Exercise objective: Please output every line of the material as it stands, without the pictures.

--- start of Source material ---

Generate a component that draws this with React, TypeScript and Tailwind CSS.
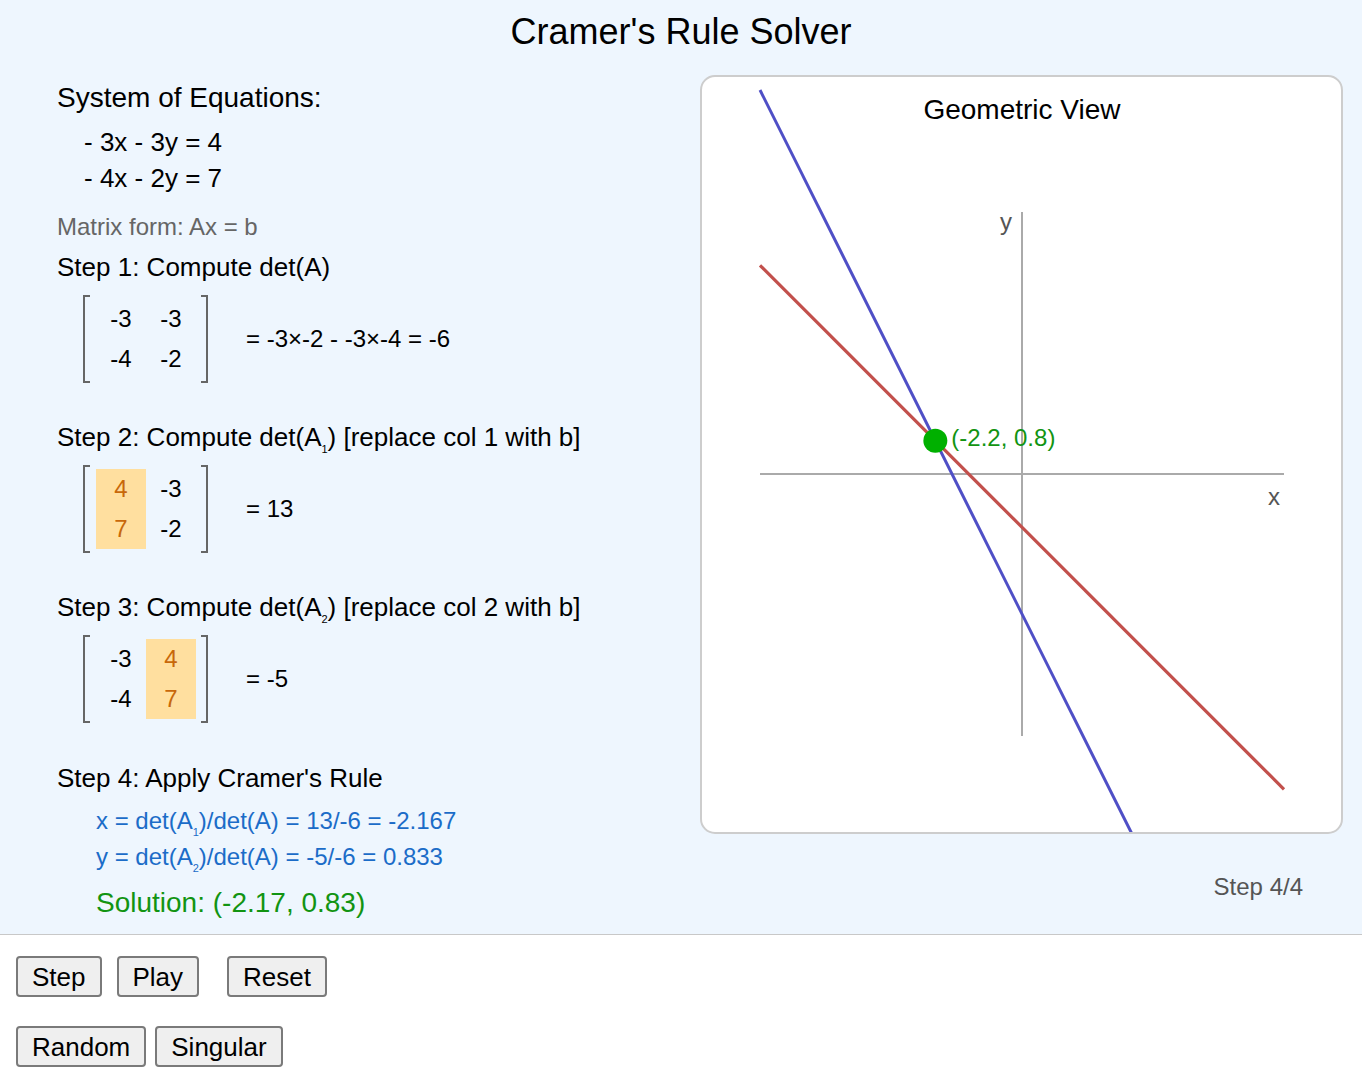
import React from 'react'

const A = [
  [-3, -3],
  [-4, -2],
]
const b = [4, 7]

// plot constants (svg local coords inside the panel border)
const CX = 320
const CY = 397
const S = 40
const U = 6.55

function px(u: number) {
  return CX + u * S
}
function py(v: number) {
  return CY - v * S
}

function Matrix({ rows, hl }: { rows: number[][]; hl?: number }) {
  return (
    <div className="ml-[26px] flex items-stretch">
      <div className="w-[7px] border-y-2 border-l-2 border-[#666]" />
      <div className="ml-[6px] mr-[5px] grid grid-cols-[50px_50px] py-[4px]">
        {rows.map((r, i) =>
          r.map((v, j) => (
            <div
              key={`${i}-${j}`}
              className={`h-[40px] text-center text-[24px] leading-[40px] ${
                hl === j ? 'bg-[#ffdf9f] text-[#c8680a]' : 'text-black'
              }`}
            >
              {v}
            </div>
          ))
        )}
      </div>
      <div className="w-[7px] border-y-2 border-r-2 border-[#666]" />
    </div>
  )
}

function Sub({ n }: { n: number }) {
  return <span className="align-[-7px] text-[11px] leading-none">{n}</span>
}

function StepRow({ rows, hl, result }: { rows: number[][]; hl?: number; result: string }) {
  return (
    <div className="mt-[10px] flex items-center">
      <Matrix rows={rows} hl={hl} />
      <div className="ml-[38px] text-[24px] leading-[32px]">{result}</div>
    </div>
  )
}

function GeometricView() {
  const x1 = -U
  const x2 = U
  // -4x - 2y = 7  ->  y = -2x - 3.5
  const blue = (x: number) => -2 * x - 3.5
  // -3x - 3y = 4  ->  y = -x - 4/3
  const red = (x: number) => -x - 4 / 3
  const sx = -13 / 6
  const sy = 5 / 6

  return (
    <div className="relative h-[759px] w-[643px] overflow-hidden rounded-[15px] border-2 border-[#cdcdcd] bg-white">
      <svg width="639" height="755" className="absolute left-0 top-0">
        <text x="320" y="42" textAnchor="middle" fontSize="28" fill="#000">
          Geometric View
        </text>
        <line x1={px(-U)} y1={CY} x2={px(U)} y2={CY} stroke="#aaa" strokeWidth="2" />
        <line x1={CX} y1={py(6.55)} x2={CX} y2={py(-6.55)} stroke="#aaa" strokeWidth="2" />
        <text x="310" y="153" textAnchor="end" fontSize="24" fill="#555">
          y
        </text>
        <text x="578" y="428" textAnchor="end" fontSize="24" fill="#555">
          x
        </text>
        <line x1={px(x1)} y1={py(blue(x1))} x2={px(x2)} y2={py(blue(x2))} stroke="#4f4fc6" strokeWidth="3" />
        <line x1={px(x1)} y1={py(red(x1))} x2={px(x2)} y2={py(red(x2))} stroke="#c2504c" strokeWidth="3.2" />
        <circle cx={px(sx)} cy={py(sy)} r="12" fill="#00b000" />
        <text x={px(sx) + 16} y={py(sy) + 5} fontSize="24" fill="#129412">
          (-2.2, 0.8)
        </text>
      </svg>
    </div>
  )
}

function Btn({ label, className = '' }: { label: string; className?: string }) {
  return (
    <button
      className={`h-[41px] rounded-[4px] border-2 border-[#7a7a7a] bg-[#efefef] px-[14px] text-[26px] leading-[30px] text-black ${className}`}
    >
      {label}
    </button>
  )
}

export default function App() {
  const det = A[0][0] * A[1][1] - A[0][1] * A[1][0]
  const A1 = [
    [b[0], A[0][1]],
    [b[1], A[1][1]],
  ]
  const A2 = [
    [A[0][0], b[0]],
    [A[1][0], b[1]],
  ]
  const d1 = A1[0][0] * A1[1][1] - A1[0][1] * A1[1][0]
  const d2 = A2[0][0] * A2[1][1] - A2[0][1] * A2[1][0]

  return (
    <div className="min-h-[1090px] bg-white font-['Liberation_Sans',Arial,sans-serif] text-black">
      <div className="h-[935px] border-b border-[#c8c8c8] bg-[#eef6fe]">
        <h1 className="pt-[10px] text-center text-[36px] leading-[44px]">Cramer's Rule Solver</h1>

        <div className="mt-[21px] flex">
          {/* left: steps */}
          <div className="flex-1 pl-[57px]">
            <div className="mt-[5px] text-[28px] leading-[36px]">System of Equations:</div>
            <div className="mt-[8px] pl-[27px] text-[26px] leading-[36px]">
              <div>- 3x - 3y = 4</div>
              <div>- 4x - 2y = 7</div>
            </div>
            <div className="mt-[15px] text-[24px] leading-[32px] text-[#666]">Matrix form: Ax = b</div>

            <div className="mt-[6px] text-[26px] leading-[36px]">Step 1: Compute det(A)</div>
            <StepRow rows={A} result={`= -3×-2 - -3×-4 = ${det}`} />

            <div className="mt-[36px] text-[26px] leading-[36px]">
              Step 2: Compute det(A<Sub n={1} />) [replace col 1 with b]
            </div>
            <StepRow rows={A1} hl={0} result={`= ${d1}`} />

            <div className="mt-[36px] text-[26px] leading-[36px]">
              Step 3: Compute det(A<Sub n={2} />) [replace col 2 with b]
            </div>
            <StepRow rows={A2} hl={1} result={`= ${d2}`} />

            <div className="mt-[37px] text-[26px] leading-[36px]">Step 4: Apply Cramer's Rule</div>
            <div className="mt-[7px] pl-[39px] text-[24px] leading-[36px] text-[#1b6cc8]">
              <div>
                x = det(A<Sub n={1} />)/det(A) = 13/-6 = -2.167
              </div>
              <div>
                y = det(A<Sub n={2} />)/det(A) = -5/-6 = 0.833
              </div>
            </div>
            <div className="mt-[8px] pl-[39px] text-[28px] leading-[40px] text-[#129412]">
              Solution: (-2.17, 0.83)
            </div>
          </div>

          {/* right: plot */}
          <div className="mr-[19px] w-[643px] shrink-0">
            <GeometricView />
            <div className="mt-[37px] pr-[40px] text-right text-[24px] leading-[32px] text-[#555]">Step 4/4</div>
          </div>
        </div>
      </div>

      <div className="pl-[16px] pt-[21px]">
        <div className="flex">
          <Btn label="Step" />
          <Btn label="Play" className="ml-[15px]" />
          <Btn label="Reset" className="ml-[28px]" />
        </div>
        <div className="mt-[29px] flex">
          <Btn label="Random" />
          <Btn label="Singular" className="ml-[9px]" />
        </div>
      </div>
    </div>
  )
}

--- end of Source material ---

Response below:
Generate a component that draws this with React, TypeScript and Tailwind CSS.
import React from 'react'

const A = [
  [-3, -3],
  [-4, -2],
]
const b = [4, 7]

// plot constants (svg local coords inside the panel border)
const CX = 320
const CY = 397
const S = 40
const U = 6.55

function px(u: number) {
  return CX + u * S
}
function py(v: number) {
  return CY - v * S
}

function Matrix({ rows, hl }: { rows: number[][]; hl?: number }) {
  return (
    <div className="ml-[26px] flex items-stretch">
      <div className="w-[7px] border-y-2 border-l-2 border-[#666]" />
      <div className="ml-[6px] mr-[5px] grid grid-cols-[50px_50px] py-[4px]">
        {rows.map((r, i) =>
          r.map((v, j) => (
            <div
              key={`${i}-${j}`}
              className={`h-[40px] text-center text-[24px] leading-[40px] ${
                hl === j ? 'bg-[#ffdf9f] text-[#c8680a]' : 'text-black'
              }`}
            >
              {v}
            </div>
          ))
        )}
      </div>
      <div className="w-[7px] border-y-2 border-r-2 border-[#666]" />
    </div>
  )
}

function Sub({ n }: { n: number }) {
  return <span className="align-[-7px] text-[11px] leading-none">{n}</span>
}

function StepRow({ rows, hl, result }: { rows: number[][]; hl?: number; result: string }) {
  return (
    <div className="mt-[10px] flex items-center">
      <Matrix rows={rows} hl={hl} />
      <div className="ml-[38px] text-[24px] leading-[32px]">{result}</div>
    </div>
  )
}

function GeometricView() {
  const x1 = -U
  const x2 = U
  // -4x - 2y = 7  ->  y = -2x - 3.5
  const blue = (x: number) => -2 * x - 3.5
  // -3x - 3y = 4  ->  y = -x - 4/3
  const red = (x: number) => -x - 4 / 3
  const sx = -13 / 6
  const sy = 5 / 6

  return (
    <div className="relative h-[759px] w-[643px] overflow-hidden rounded-[15px] border-2 border-[#cdcdcd] bg-white">
      <svg width="639" height="755" className="absolute left-0 top-0">
        <text x="320" y="42" textAnchor="middle" fontSize="28" fill="#000">
          Geometric View
        </text>
        <line x1={px(-U)} y1={CY} x2={px(U)} y2={CY} stroke="#aaa" strokeWidth="2" />
        <line x1={CX} y1={py(6.55)} x2={CX} y2={py(-6.55)} stroke="#aaa" strokeWidth="2" />
        <text x="310" y="153" textAnchor="end" fontSize="24" fill="#555">
          y
        </text>
        <text x="578" y="428" textAnchor="end" fontSize="24" fill="#555">
          x
        </text>
        <line x1={px(x1)} y1={py(blue(x1))} x2={px(x2)} y2={py(blue(x2))} stroke="#4f4fc6" strokeWidth="3" />
        <line x1={px(x1)} y1={py(red(x1))} x2={px(x2)} y2={py(red(x2))} stroke="#c2504c" strokeWidth="3.2" />
        <circle cx={px(sx)} cy={py(sy)} r="12" fill="#00b000" />
        <text x={px(sx) + 16} y={py(sy) + 5} fontSize="24" fill="#129412">
          (-2.2, 0.8)
        </text>
      </svg>
    </div>
  )
}

function Btn({ label, className = '' }: { label: string; className?: string }) {
  return (
    <button
      className={`h-[41px] rounded-[4px] border-2 border-[#7a7a7a] bg-[#efefef] px-[14px] text-[26px] leading-[30px] text-black ${className}`}
    >
      {label}
    </button>
  )
}

export default function App() {
  const det = A[0][0] * A[1][1] - A[0][1] * A[1][0]
  const A1 = [
    [b[0], A[0][1]],
    [b[1], A[1][1]],
  ]
  const A2 = [
    [A[0][0], b[0]],
    [A[1][0], b[1]],
  ]
  const d1 = A1[0][0] * A1[1][1] - A1[0][1] * A1[1][0]
  const d2 = A2[0][0] * A2[1][1] - A2[0][1] * A2[1][0]

  return (
    <div className="min-h-[1090px] bg-white font-['Liberation_Sans',Arial,sans-serif] text-black">
      <div className="h-[935px] border-b border-[#c8c8c8] bg-[#eef6fe]">
        <h1 className="pt-[10px] text-center text-[36px] leading-[44px]">Cramer's Rule Solver</h1>

        <div className="mt-[21px] flex">
          {/* left: steps */}
          <div className="flex-1 pl-[57px]">
            <div className="mt-[5px] text-[28px] leading-[36px]">System of Equations:</div>
            <div className="mt-[8px] pl-[27px] text-[26px] leading-[36px]">
              <div>- 3x - 3y = 4</div>
              <div>- 4x - 2y = 7</div>
            </div>
            <div className="mt-[15px] text-[24px] leading-[32px] text-[#666]">Matrix form: Ax = b</div>

            <div className="mt-[6px] text-[26px] leading-[36px]">Step 1: Compute det(A)</div>
            <StepRow rows={A} result={`= -3×-2 - -3×-4 = ${det}`} />

            <div className="mt-[36px] text-[26px] leading-[36px]">
              Step 2: Compute det(A<Sub n={1} />) [replace col 1 with b]
            </div>
            <StepRow rows={A1} hl={0} result={`= ${d1}`} />

            <div className="mt-[36px] text-[26px] leading-[36px]">
              Step 3: Compute det(A<Sub n={2} />) [replace col 2 with b]
            </div>
            <StepRow rows={A2} hl={1} result={`= ${d2}`} />

            <div className="mt-[37px] text-[26px] leading-[36px]">Step 4: Apply Cramer's Rule</div>
            <div className="mt-[7px] pl-[39px] text-[24px] leading-[36px] text-[#1b6cc8]">
              <div>
                x = det(A<Sub n={1} />)/det(A) = 13/-6 = -2.167
              </div>
              <div>
                y = det(A<Sub n={2} />)/det(A) = -5/-6 = 0.833
              </div>
            </div>
            <div className="mt-[8px] pl-[39px] text-[28px] leading-[40px] text-[#129412]">
              Solution: (-2.17, 0.83)
            </div>
          </div>

          {/* right: plot */}
          <div className="mr-[19px] w-[643px] shrink-0">
            <GeometricView />
            <div className="mt-[37px] pr-[40px] text-right text-[24px] leading-[32px] text-[#555]">Step 4/4</div>
          </div>
        </div>
      </div>

      <div className="pl-[16px] pt-[21px]">
        <div className="flex">
          <Btn label="Step" />
          <Btn label="Play" className="ml-[15px]" />
          <Btn label="Reset" className="ml-[28px]" />
        </div>
        <div className="mt-[29px] flex">
          <Btn label="Random" />
          <Btn label="Singular" className="ml-[9px]" />
        </div>
      </div>
    </div>
  )
}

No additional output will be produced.